Benefits of paternalistic leadership:

  • Team member retention is high.
  • All your team members feel cared for.
  • Employee-employer bond is strong.

Drawbacks of this model:

  • Potential for favoritism among employees.

When does it work best?

It works best when the company has a small team size.

6.    Autocratic Leadership

Autocratic leadership is the opposite of a democratic leadership style. Decision-making is highly centralized and most often rests with the leader.

An autocratic leader is highly focused and is driven with clarity. However, employees aren’t consulted with significant decisions.

Benefits of autocratic leadership:

  • Decision-making is quick.
  • The company can tide through difficult situations easily.

Drawback of this model:

  • Leaders might surround themselves with echo chambers.
  • Team members can feel alienated
  • The company may develop a rigid hierarchy.

When does it work best?

It works best when the company is going through a crisis.

Autocratic leadership is also known as coercive and authoritarian leadership.


1.    What is a Remote Leader?

A remote leader is someone who manages or leads a team from home or anywhere in the world.
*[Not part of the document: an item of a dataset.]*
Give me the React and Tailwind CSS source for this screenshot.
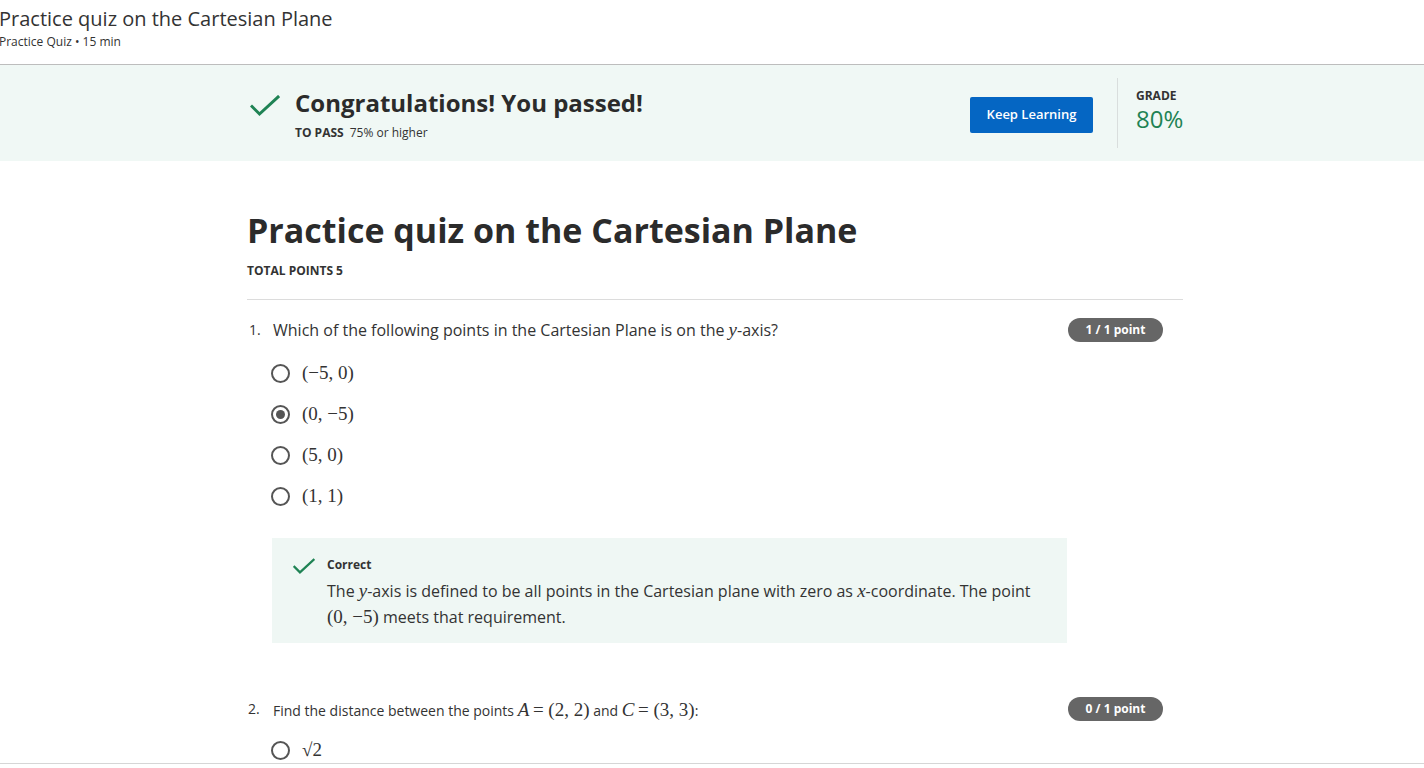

The leader is not physically present in an office space.

2.    What styles of leadership are preferred when working remotely?

The remote leaders are those who are transactional and democratic. However, if you have a highly skilled team, Laissez Faire leadership is a good option. However, its best not to be autocratic around your teammates.

3.    What are the characteristics of a remote leader?

Remote leaders can handle their team from a remote setting. They maintain trust and help maintain a healthy work-life balance.

What Type Of Leadership Model Should You Adopt?

The best kind of leader is a mix of all types. An organization is a dynamic entity. It goes through numerous periods of boom and bust. A leader must don various hats and master the art of being democratic and autocratic according to the situation.